Now, the Grammy award-winning artist is speaking to our souls and experiences once again by sharing her experience with an illness that can uniquely impact Black women called polycystic ovary syndrome or PCOS. Keep scrolling to learn a little about PCOS and what the artist shared.

Victoria Monét’s story inspires many, raising awareness of the impact of PCOS on Black women.

Posting a Coachella stage photo of herself on her Instagram stories, Victoria told fans and followers how the syndrome has changed or can change her body. The image, reportedly posted on April 23, shows the “On My Mama” singer in the middle of a dance move with her back to the camera and her silhouette in the frame.

“Welp.. I gained a lot of weight and it went a lot of places lol face, arms, tummy and most effectively… datassss,” she wrote on top of her photo in white text. She continued, I usually am so critical and frustrated by it because PCOS has me really messed up, but optimistically at least now there’s two moons on the stage.” She added a crying face emoji at the end of her text (and we all felt the sentiment).

Since sharing her story, fans and PCOS sisters have posted on various platforms thanking Victoria for raising awareness. Many have commented on the importance of “not feeling alone” and shared their experiences. Others applaud the mother of one for being open and vulnerable.

RELATED: Why KeKe Palmer’s Transparency On Her PCOS Journey Is So Important

What do we know about Black women and PCOS?

With her declaration, Victoria joins a list of other Black women celebrities and advocates who have used their voices to talk about PCOS. Big Boss Keke Palmer, who recently announced a new project dropping in November 2024, is another.

PCOS is a “condition in which the ovaries produce an abnormal amount of androgens, male sex hormones that are usually present in women in small amounts.” This condition can translate into reproductive issues and challenges for women and infertility.

Studies show 6% to 12% of women of reproductive age nationwide have been diagnosed with PCOS. And Capital B News also reports that PCOS may be underdiagnosed within the Black community.

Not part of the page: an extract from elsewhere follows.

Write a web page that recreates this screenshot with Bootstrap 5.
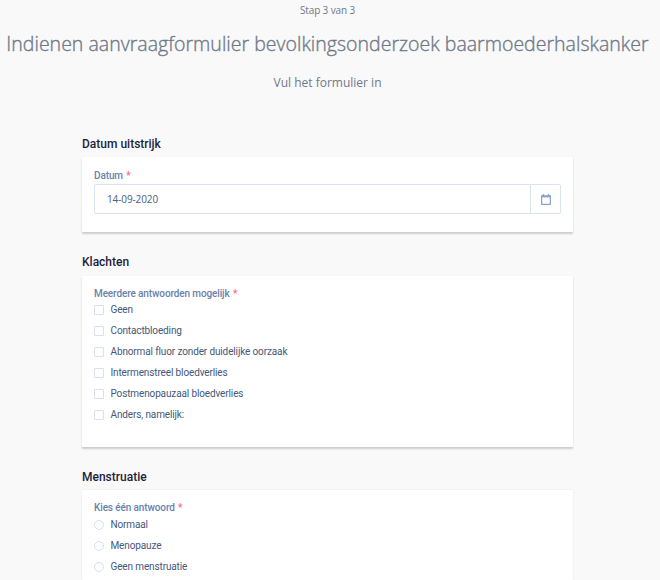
<!DOCTYPE html>
<html lang="nl">

<head>
    <meta charset="UTF-8">
    <meta name="viewport" content="width=device-width, initial-scale=1.0">
    <title>Aanvraagformulier</title>
    <link href="https://cdn.jsdelivr.net/npm/bootstrap@5.3.0/dist/css/bootstrap.min.css" rel="stylesheet">
    <style>
        body {
            height: 580px;
            background: #f9f9f9;
            font-family: Roboto, "Liberation Sans", sans-serif;
            font-size: 10px;
            color: #455877;
        }

        .page {
            width: 655px;
            height: 580px;
        }

        .intro {
            height: 134px;
            font-family: "Open Sans", "Noto Sans", sans-serif;
            color: #6f7889;
            white-space: nowrap;
        }

        .step {
            font-size: 10px;
            letter-spacing: -.13px;
            line-height: 20px;
        }

        .intro h1 {
            font-size: 19.5px;
            font-weight: 300;
            -webkit-text-stroke: .35px #6f7889;
            letter-spacing: .02px;
            line-height: 30px;
            margin: 9px 0 0;
        }

        .intro p {
            font-size: 12px;
            line-height: 20px;
            margin: 14px 0 0;
        }

        .form-area {
            width: 491px;
        }

        .form-area h2 {
            font-size: 12px;
            font-weight: 500;
            line-height: 20px;
            color: #1b1f3b;
            margin: 0 0 3px;
        }

        .panel {
            padding: 12px;
            border-radius: 1px;
            background: #fff;
            box-shadow: 0 1.5px 2px rgba(0, 0, 0, .18);
        }

        .panel-date {
            height: 75px;
            margin-bottom: 20px;
        }

        .panel-complaints {
            height: 171px;
            margin: 4px 0 20px;
        }

        .panel-cycle {
            height: 90px;
            box-shadow: 0 0 2px rgba(0, 0, 0, .1);
        }

        .panel .form-label {
            display: block;
            font-size: 10px;
            letter-spacing: -.12px;
            font-weight: 500;
            line-height: 12px;
            color: #6a82ab;
            padding-top: 1px;
            margin: 0 0 2px;
        }

        .panel-complaints .form-label {
            padding-top: 0;
            margin-bottom: -1px;
        }

        .panel-cycle .form-label {
            padding-top: 0;
            margin-bottom: 0;
        }

        .required {
            color: #ff6b7c;
            margin-left: 1px;
        }

        .date-group {
            height: 30px;
        }

        .date-group .form-control {
            font-family: "Open Sans", "Noto Sans", sans-serif;
            font-size: 10px;
            letter-spacing: -.12px;
            color: #4b607f;
            padding: 0 12px;
            border-color: #d9e4f2;
            border-radius: 2px;
        }

        .date-group .btn {
            width: 31px;
            padding: 0;
            background: #fff;
            border-color: #d9e4f2;
            border-radius: 2px;
        }

        .panel .form-check {
            display: flex;
            align-items: center;
            height: 21px;
            min-height: 0;
            padding: 0;
            margin: 0;
        }

        .panel .form-check-input {
            float: none;
            width: 10px;
            height: 10px;
            margin: 0 6.5px 0 0;
            border-color: #d5e1f1;
        }

        .panel .form-check-input[type=checkbox] {
            border-radius: 1px;
        }

        .form-check-label {
            letter-spacing: -.13px;
            line-height: 12px;
        }
    </style>
</head>

<body class="overflow-hidden">
    <div class="page">
        <header class="intro text-center">
            <div class="step">Stap 3 van 3</div>
            <h1>Indienen aanvraagformulier bevolkingsonderzoek baarmoederhalskanker</h1>
            <p>Vul het formulier in</p>
        </header>

        <form class="form-area mx-auto">
            <h2>Datum uitstrijk</h2>
            <div class="panel panel-date">
                <label for="date" class="form-label">Datum <span class="required">*</span></label>
                <div class="input-group date-group">
                    <input type="text" class="form-control" id="date" value="14-09-2020">
                    <button type="button" class="btn d-flex align-items-center justify-content-center" aria-label="Kalender">
                        <svg width="10" height="11" viewBox="0 0 10 11" fill="none" stroke="#8ba2c9">
                            <rect x=".6" y="2.1" width="8.8" height="8.3" rx=".5" stroke-width="1.3" />
                            <path d="M0 2.4h10" stroke-width="2" />
                            <path d="M2.5 0v2M7.5 0v2" stroke-width="1.4" />
                        </svg>
                    </button>
                </div>
            </div>

            <h2>Klachten</h2>
            <div class="panel panel-complaints">
                <div class="form-label">Meerdere antwoorden mogelijk <span class="required">*</span></div>
                <div class="options">
                    <div class="form-check">
                        <input class="form-check-input" type="checkbox" id="c1">
                        <label class="form-check-label" for="c1">Geen</label>
                    </div>
                    <div class="form-check">
                        <input class="form-check-input" type="checkbox" id="c2">
                        <label class="form-check-label" for="c2">Contactbloeding</label>
                    </div>
                    <div class="form-check">
                        <input class="form-check-input" type="checkbox" id="c3">
                        <label class="form-check-label" for="c3">Abnormal fluor zonder duidelijke oorzaak</label>
                    </div>
                    <div class="form-check">
                        <input class="form-check-input" type="checkbox" id="c4">
                        <label class="form-check-label" for="c4">Intermenstreel bloedverlies</label>
                    </div>
                    <div class="form-check">
                        <input class="form-check-input" type="checkbox" id="c5">
                        <label class="form-check-label" for="c5">Postmenopauzaal bloedverlies</label>
                    </div>
                    <div class="form-check">
                        <input class="form-check-input" type="checkbox" id="c6">
                        <label class="form-check-label" for="c6">Anders, namelijk:</label>
                    </div>
                </div>
            </div>

            <h2>Menstruatie</h2>
            <div class="panel panel-cycle">
                <div class="form-label">Kies één antwoord <span class="required">*</span></div>
                <div class="options">
                    <div class="form-check">
                        <input class="form-check-input" type="radio" name="cycle" id="m1">
                        <label class="form-check-label" for="m1">Normaal</label>
                    </div>
                    <div class="form-check">
                        <input class="form-check-input" type="radio" name="cycle" id="m2">
                        <label class="form-check-label" for="m2">Menopauze</label>
                    </div>
                    <div class="form-check">
                        <input class="form-check-input" type="radio" name="cycle" id="m3">
                        <label class="form-check-label" for="m3">Geen menstruatie</label>
                    </div>
                </div>
            </div>
        </form>
    </div>

    <script src="https://cdn.jsdelivr.net/npm/bootstrap@5.3.0/dist/js/bootstrap.bundle.min.js"></script>
</body>

</html>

While PCOS impacts women of all races, Black Women’s Health Imperative research shows it can uniquely impact Black women. Notable impacts include excess hair growth, a higher risk of heart disease, and infertility. Weight gain and other physical changes, as Victoria noted, are other common symptoms.

HB applauds Victoria, Keke, and numerous other Black women raising awareness about PCOS. Having conversations, talking to health care providers, and venting, if needed, is how we can all thrive and learn about the condition.